The Eleonora’s falcon is the best studied species in the Aegean Sea, especially in the southern colonies thanks to the efforts of Dr. D. Ristow and his colleagues, HOS and the Natural History Museum of Crete, who have carried out systematic and continuous surveys and monitoring since the early 1960s providing a wealth of information on the species’ biology and breeding in its southern colonies. In addition, the recent global population census carried out across the species’ breeding range, which was implemented within the framework of the LIFE Nature project “Conservation measures for Falco eleonorae in Greece” (LIFE03 NAT/GR/000091), has furnished, on one hand, important spatial information on the location of the species’ breeding colonies, and, on the other hand, adequate information to extract valid conclusions on the species’ status.
Thus, according to this first systematic global population census, the population status in Greece and other Mediterranean countries is considered to be stable.
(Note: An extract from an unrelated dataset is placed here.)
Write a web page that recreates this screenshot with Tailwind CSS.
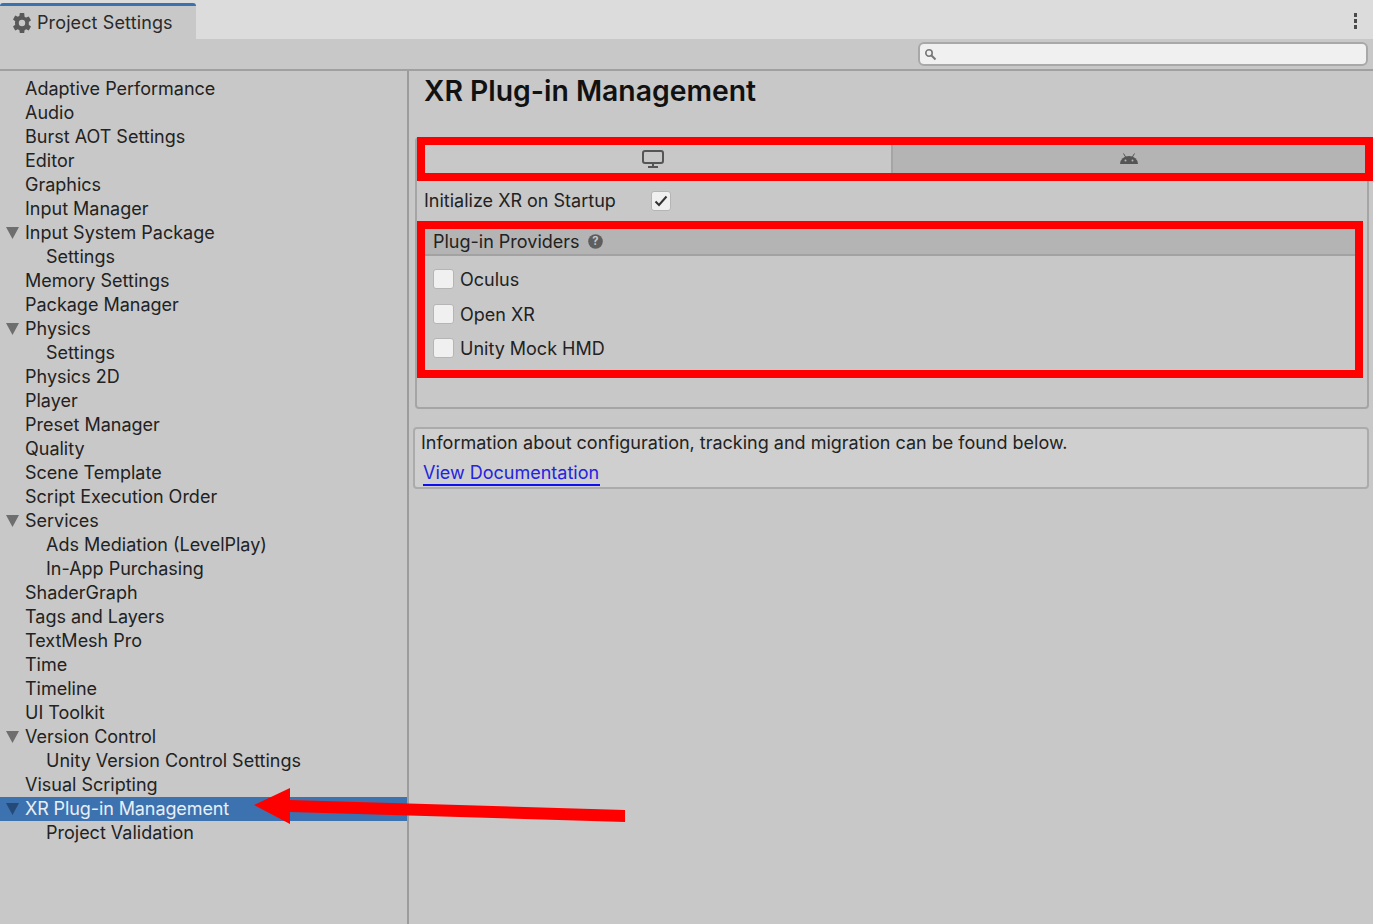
<!DOCTYPE html>
<html lang="en">
<head>
    <meta charset="UTF-8">
    <title>Project Settings</title>
    <script src="https://cdn.jsdelivr.net/npm/@tailwindcss/browser@4"></script>
</head>
<body class="relative w-[1373px] h-[924px] overflow-hidden bg-[#c8c8c8] font-['Inter',sans-serif] text-[18px] leading-6 text-[#222222]">
    <!-- tab bar -->
    <div class="h-[39px] bg-[#dcdcdc] flex justify-between">
        <div class="mt-[3px] w-[196px] h-[36px] bg-[#c8c8c8] border-t-[3px] border-[#3a72b0] rounded-t-[3px] flex items-center pl-[11px] pt-[1px] gap-[4px] text-[#2a2a2a] tracking-[0.12px]">
            <svg class="w-[22px] h-[22px]" viewBox="0 0 24 24" fill="#595959"><path fill-rule="evenodd" d="M19.4 13a7.6 7.6 0 0 0 0-2l2.4-1.9-2.4-4.2-2.9 1.2a7.4 7.4 0 0 0-1.7-1L14.4 1H9.6l-.4 3.1a7.4 7.4 0 0 0-1.7 1L4.6 3.9 2.2 8.1 4.6 10a7.6 7.6 0 0 0 0 4l-2.4 1.9 2.4 4.2 2.9-1.2a7.4 7.4 0 0 0 1.7 1l.4 3.1h4.8l.4-3.1a7.4 7.4 0 0 0 1.7-1l2.9 1.2 2.4-4.2L19.4 14zM12 15.5a3.5 3.5 0 1 1 0-7 3.5 3.5 0 0 1 0 7z"/></svg>
            <span>Project Settings</span>
        </div>
        <div class="flex flex-col gap-[2.5px] pt-[13px] pr-[16px]">
            <span class="w-[3px] h-[3.5px] bg-[#4a4a4a]"></span>
            <span class="w-[3px] h-[3.5px] bg-[#4a4a4a]"></span>
            <span class="w-[3px] h-[3.5px] bg-[#4a4a4a]"></span>
        </div>
    </div>

    <!-- toolbar with search -->
    <div class="h-[32px] border-b-2 border-[#a0a0a0] flex justify-end pt-[3px] pr-[5px]">
        <div class="w-[450px] h-[24px] bg-[#f0f0f0] border-2 border-[#a8a8a8] rounded-[6px] flex items-center pl-[4px]">
            <svg class="w-[13px] h-[13px]" viewBox="0 0 13 13" fill="none" stroke="#777777"><circle cx="5" cy="5" r="3.2" stroke-width="1.6"/><path d="M7.5 7.5l4 4" stroke-width="2"/></svg>
        </div>
    </div>

    <div class="flex h-[853px]">
        <!-- sidebar -->
        <div class="w-[409px] border-r-2 border-[#9c9c9c] pt-[6px] shrink-0">
            <div class="pl-[25px] h-6">Adaptive Performance</div>
            <div class="pl-[25px] h-6">Audio</div>
            <div class="pl-[25px] h-6">Burst AOT Settings</div>
            <div class="pl-[25px] h-6">Editor</div>
            <div class="pl-[25px] h-6">Graphics</div>
            <div class="pl-[25px] h-6">Input Manager</div>
            <div class="h-6 flex items-center pl-[6px] gap-[6px]"><svg class="w-[13px] h-[12px]" viewBox="0 0 13 12" fill="#6e6e6e"><path d="M0 0h13L6.5 12z"/></svg><span>Input System Package</span></div>
            <div class="pl-[46px] h-6">Settings</div>
            <div class="pl-[25px] h-6">Memory Settings</div>
            <div class="pl-[25px] h-6">Package Manager</div>
            <div class="h-6 flex items-center pl-[6px] gap-[6px]"><svg class="w-[13px] h-[12px]" viewBox="0 0 13 12" fill="#6e6e6e"><path d="M0 0h13L6.5 12z"/></svg><span>Physics</span></div>
            <div class="pl-[46px] h-6">Settings</div>
            <div class="pl-[25px] h-6">Physics 2D</div>
            <div class="pl-[25px] h-6">Player</div>
            <div class="pl-[25px] h-6">Preset Manager</div>
            <div class="pl-[25px] h-6">Quality</div>
            <div class="pl-[25px] h-6">Scene Template</div>
            <div class="pl-[25px] h-6">Script Execution Order</div>
            <div class="h-6 flex items-center pl-[6px] gap-[6px]"><svg class="w-[13px] h-[12px]" viewBox="0 0 13 12" fill="#6e6e6e"><path d="M0 0h13L6.5 12z"/></svg><span>Services</span></div>
            <div class="pl-[46px] h-6">Ads Mediation (LevelPlay)</div>
            <div class="pl-[46px] h-6">In-App Purchasing</div>
            <div class="pl-[25px] h-6">ShaderGraph</div>
            <div class="pl-[25px] h-6">Tags and Layers</div>
            <div class="pl-[25px] h-6">TextMesh Pro</div>
            <div class="pl-[25px] h-6">Time</div>
            <div class="pl-[25px] h-6">Timeline</div>
            <div class="pl-[25px] h-6">UI Toolkit</div>
            <div class="h-6 flex items-center pl-[6px] gap-[6px]"><svg class="w-[13px] h-[12px]" viewBox="0 0 13 12" fill="#6e6e6e"><path d="M0 0h13L6.5 12z"/></svg><span>Version Control</span></div>
            <div class="pl-[46px] h-6">Unity Version Control Settings</div>
            <div class="pl-[25px] h-6">Visual Scripting</div>
            <div class="h-6 flex items-center pl-[6px] gap-[6px] bg-[#3c72b0] text-[#e8eef6]"><svg class="w-[13px] h-[12px]" viewBox="0 0 13 12" fill="#234a78"><path d="M0 0h13L6.5 12z"/></svg><span class="tracking-[-0.1px]">XR Plug-in Management</span></div>
            <div class="pl-[46px] h-6">Project Validation</div>
        </div>

        <!-- main panel -->
        <div class="flex-1 min-w-0 pl-[4px] pr-[4px]">
            <h1 class="text-[28.35px] leading-[34px] font-semibold text-[#111111] pl-[11px] pt-[3px] h-[66px]">XR Plug-in Management</h1>
            <div class="ml-[2px] h-[272px] border-2 border-[#a5a5a5] rounded-[4px] pt-[6px]">
                <div class="flex h-[28px] ml-[8px] mr-[2px]">
                    <div class="w-[468px] bg-[#c8c8c8] border-r-2 border-[#a5a5a5] flex items-center justify-center pr-[10px]">
                        <svg class="w-[22px] h-[18px]" viewBox="0 0 22 18" fill="none" stroke="#555555" stroke-width="2"><rect x="1" y="1" width="20" height="12" rx="2"/><path d="M11 13v3M6 17h10"/></svg>
                    </div>
                    <div class="flex-1 bg-[#b4b4b4] flex items-center justify-center">
                        <svg class="w-[18px] h-[12px]" viewBox="0 0 18 12" fill="#555555"><path d="M0 11a9 8 0 0 1 18 0z"/><path d="M3.5 0.5l2.4 4M14.5 0.5l-2.4 4" stroke="#555555" stroke-width="1"/><circle cx="5.5" cy="7.5" r="1" fill="#b4b4b4"/><circle cx="12.5" cy="7.5" r="1" fill="#b4b4b4"/></svg>
                    </div>
                </div>
                <div class="flex items-center h-[40px] pl-[7px] mt-[8px]">
                    <span class="w-[227px]">Initialize XR on Startup</span>
                    <span class="w-[20px] h-[20px] bg-[#f0f0f0] border border-[#b5b5b5] rounded-[3px] flex items-center justify-center">
                        <svg class="w-[14px] h-[12px]" viewBox="0 0 14 12" fill="none" stroke="#333333" stroke-width="2"><path d="M1.5 6.5l3.5 3.5 7.5-8.5"/></svg>
                    </span>
                </div>
                <div class="ml-[8px] mr-[12px]">
                    <div class="h-[27px] bg-[#b4b4b4] border-b-2 border-[#a2a2a2] flex items-center pl-[8px] gap-[8px] mt-[8px]">
                        <span>Plug-in Providers</span>
                        <svg class="w-[15px] h-[15px]" viewBox="0 0 16 16"><circle cx="8" cy="8" r="7.8" fill="#5e5e5e"/><text x="8" y="12.2" text-anchor="middle" font-size="12" font-weight="700" fill="#c8c8c8" font-family="Inter">?</text></svg>
                    </div>
                    <div class="flex items-center h-[20px] mt-[14px] pl-[8px] gap-[6px]">
                        <span class="w-[21px] h-[20px] -translate-y-px bg-[#f0f0f0] border border-[#b5b5b5] rounded-[3px]"></span><span>Oculus</span>
                    </div>
                    <div class="flex items-center h-[20px] mt-[15px] pl-[8px] gap-[6px]">
                        <span class="w-[21px] h-[20px] -translate-y-px bg-[#f0f0f0] border border-[#b5b5b5] rounded-[3px]"></span><span>Open XR</span>
                    </div>
                    <div class="flex items-center h-[20px] mt-[14px] pl-[8px] gap-[6px]">
                        <span class="w-[21px] h-[20px] -translate-y-px bg-[#f0f0f0] border border-[#b5b5b5] rounded-[3px]"></span><span>Unity Mock HMD</span>
                    </div>
                </div>
            </div>
            <div class="mt-[18px] h-[62px] bg-[#cfcfcf] border-2 border-[#ababab] rounded-[4px] pl-[6px] pt-[2px]">
                <div>Information about configuration, tracking and migration can be found below.</div>
                <a class="inline-block mt-[6px] ml-[2px] text-[#2323e0] border-b-2 border-[#1010ee] leading-[23px] pr-[1px]" href="#">View Documentation</a>
            </div>
        </div>
    </div>

    <!-- red annotations -->
    <div class="absolute left-[417px] top-[137px] w-[956px] h-[44px] border-[8px] border-[#ff0000]"></div>
    <div class="absolute left-[417px] top-[221px] w-[946px] h-[157px] border-[8px] border-[#ff0000]"></div>
    <svg class="absolute left-0 top-0 w-[1373px] h-[924px] pointer-events-none" viewBox="0 0 1373 924"><polygon fill="#ff0000" points="254,805 290,788 290,800 625,810 625,822 290,812 290,824"/></svg>
</body>
</html>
Yet, the same data indicate a northward shift of local populations in the Aegean Sea (LIFE03 NAT/GR/000091) that fits future simulations of the species’ range under climatic change scenarios.
Although the species is classified by the IUCN as “Least Concern”, it is included in Annex I of the Directive 2009/147/EC on the conservation of wild birds, in Annex II of the Bern Convention and belongs to the category “SPEC 2” of BirdLife International, which means that is a “species with an unfavourable European conservation status, and with more than half of the global breeding or wintering population concentrated in Europe”.